→ **Problem requirements**
From the very first line of the data to the line containing "string; count: number;", retype everything exactly, leaving the pictures behind.

····················

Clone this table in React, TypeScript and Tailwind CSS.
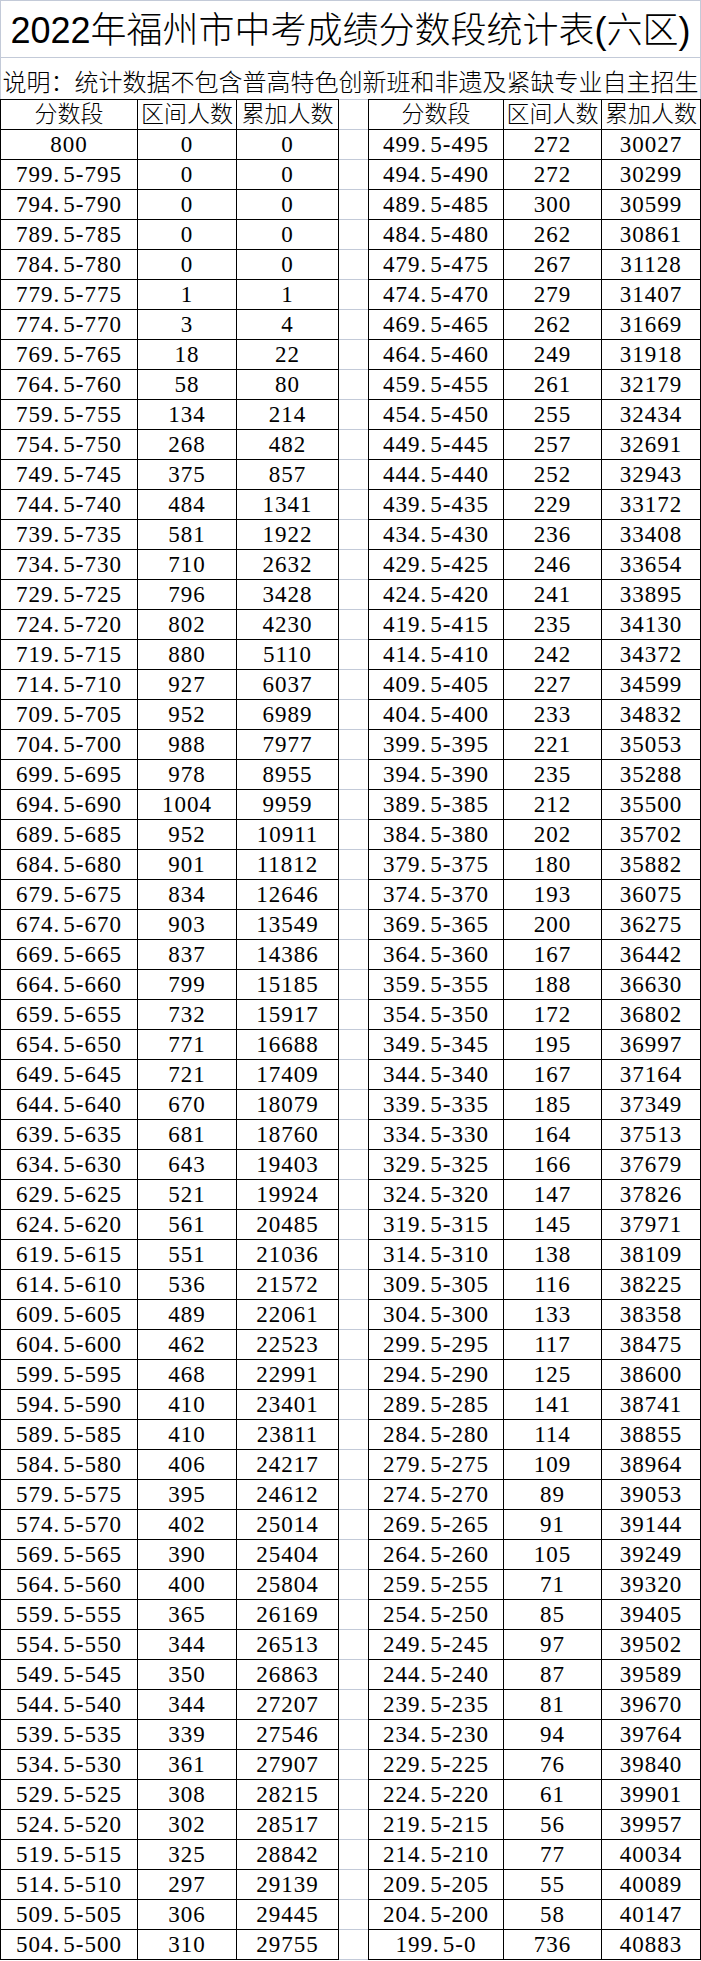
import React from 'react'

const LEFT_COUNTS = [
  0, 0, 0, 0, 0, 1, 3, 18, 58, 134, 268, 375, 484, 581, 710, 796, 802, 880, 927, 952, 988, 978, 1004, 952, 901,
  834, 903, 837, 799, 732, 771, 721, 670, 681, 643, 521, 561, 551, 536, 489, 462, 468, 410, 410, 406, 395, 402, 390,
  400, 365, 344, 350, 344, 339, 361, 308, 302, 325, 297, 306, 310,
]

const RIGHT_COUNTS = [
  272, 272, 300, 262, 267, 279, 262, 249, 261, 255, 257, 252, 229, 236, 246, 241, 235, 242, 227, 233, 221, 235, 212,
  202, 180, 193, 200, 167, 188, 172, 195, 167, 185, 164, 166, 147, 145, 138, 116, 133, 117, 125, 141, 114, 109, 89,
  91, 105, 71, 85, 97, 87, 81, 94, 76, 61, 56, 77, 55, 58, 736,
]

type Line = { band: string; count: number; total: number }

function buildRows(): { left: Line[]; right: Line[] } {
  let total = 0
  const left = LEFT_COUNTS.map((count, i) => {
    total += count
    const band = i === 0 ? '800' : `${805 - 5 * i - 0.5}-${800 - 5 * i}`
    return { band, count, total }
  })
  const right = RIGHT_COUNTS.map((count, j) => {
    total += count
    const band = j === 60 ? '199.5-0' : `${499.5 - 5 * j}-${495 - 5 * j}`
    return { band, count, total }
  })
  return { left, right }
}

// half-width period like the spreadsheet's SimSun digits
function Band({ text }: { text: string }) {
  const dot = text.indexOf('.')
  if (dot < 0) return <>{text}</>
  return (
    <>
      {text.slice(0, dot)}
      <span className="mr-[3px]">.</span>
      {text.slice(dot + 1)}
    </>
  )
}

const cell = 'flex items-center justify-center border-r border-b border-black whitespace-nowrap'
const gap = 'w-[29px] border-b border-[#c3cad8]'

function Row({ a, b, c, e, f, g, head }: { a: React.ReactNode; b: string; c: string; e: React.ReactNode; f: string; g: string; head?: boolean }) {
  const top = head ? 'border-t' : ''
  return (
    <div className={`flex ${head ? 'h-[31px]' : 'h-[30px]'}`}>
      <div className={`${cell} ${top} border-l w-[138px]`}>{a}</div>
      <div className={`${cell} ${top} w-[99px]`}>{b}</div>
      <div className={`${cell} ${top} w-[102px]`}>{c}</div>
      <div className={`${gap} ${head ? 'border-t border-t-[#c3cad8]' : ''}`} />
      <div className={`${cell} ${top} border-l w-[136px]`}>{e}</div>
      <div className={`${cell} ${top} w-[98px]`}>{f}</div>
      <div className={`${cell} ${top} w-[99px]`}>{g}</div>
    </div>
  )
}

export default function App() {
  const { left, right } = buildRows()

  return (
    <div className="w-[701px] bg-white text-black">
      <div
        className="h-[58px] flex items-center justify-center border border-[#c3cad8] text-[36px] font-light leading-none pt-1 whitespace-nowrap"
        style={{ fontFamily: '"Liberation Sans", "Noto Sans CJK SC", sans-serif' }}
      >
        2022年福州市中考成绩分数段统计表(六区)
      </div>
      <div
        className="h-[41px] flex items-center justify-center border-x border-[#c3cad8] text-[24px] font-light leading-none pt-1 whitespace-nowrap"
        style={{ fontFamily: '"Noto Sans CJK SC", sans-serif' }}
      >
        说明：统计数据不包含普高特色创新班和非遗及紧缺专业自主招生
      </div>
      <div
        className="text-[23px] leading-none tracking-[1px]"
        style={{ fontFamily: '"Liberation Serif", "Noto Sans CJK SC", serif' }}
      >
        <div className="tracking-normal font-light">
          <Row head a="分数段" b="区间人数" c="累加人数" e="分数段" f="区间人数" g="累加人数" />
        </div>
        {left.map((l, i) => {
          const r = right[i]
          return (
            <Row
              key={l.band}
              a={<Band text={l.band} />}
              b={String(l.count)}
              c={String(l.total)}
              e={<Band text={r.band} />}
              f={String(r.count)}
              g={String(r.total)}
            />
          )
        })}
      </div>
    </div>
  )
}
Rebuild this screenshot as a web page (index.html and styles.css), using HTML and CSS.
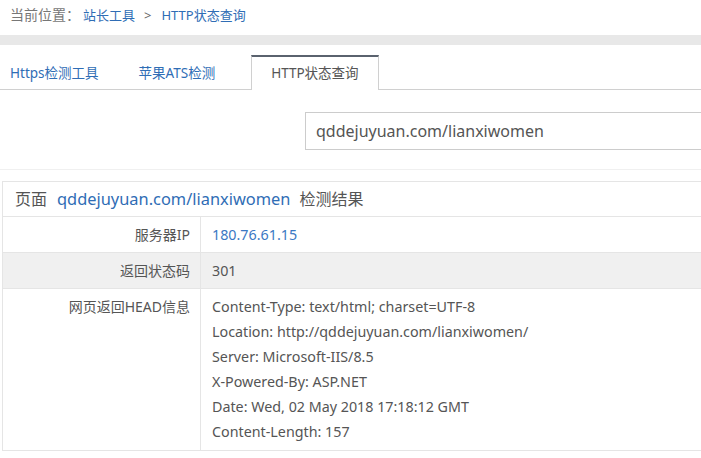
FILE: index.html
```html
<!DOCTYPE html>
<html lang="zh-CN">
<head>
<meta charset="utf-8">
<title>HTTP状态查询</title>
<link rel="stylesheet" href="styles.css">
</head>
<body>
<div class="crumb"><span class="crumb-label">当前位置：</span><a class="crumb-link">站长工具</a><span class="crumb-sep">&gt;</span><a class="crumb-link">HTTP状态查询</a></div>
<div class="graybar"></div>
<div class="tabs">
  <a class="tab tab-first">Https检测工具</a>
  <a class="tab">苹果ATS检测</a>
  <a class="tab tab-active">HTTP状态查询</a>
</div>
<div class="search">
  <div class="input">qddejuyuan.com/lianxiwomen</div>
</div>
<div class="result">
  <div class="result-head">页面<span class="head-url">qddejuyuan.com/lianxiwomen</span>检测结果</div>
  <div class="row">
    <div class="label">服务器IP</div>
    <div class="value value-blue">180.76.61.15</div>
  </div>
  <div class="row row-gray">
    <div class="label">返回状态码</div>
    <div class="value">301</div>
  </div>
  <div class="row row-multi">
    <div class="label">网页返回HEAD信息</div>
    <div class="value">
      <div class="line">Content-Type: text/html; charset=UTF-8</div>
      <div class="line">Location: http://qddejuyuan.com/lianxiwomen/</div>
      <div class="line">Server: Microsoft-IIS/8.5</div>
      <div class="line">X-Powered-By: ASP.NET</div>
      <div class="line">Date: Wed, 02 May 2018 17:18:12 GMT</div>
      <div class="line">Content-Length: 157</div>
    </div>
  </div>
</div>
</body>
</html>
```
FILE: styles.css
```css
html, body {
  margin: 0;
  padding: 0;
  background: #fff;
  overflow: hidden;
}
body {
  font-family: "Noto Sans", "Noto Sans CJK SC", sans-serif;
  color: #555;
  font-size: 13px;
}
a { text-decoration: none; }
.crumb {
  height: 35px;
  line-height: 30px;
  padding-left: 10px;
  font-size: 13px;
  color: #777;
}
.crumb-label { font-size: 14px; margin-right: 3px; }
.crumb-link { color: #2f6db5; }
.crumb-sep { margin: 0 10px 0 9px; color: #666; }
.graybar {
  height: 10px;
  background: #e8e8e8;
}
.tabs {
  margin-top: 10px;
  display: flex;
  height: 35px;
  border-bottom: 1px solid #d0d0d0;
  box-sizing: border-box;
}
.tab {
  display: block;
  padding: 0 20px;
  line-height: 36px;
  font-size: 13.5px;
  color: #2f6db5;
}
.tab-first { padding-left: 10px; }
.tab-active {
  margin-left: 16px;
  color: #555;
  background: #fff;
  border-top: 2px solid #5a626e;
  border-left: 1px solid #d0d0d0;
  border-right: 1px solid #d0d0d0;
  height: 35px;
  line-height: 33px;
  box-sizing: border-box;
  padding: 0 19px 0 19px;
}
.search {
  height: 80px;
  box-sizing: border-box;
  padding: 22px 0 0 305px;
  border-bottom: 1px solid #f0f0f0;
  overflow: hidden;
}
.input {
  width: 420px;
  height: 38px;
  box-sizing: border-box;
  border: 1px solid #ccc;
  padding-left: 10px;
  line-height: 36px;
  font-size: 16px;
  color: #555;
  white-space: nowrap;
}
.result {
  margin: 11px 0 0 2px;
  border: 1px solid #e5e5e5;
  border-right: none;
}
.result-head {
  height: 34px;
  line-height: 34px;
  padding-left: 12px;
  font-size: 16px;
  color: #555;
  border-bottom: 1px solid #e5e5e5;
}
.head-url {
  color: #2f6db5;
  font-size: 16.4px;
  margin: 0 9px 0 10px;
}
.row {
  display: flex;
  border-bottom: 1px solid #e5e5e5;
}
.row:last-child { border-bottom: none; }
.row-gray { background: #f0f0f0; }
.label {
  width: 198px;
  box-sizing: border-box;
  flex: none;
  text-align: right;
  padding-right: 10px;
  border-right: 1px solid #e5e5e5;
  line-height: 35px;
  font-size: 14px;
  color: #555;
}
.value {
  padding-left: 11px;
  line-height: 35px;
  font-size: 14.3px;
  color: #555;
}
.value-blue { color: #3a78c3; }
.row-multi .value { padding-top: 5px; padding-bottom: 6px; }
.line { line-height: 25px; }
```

····················

→ **Response to the exercise**
Clone this table in React, TypeScript and Tailwind CSS.
import React from 'react'

const LEFT_COUNTS = [
  0, 0, 0, 0, 0, 1, 3, 18, 58, 134, 268, 375, 484, 581, 710, 796, 802, 880, 927, 952, 988, 978, 1004, 952, 901,
  834, 903, 837, 799, 732, 771, 721, 670, 681, 643, 521, 561, 551, 536, 489, 462, 468, 410, 410, 406, 395, 402, 390,
  400, 365, 344, 350, 344, 339, 361, 308, 302, 325, 297, 306, 310,
]

const RIGHT_COUNTS = [
  272, 272, 300, 262, 267, 279, 262, 249, 261, 255, 257, 252, 229, 236, 246, 241, 235, 242, 227, 233, 221, 235, 212,
  202, 180, 193, 200, 167, 188, 172, 195, 167, 185, 164, 166, 147, 145, 138, 116, 133, 117, 125, 141, 114, 109, 89,
  91, 105, 71, 85, 97, 87, 81, 94, 76, 61, 56, 77, 55, 58, 736,
]

type Line = { band: string; count: number; total: number }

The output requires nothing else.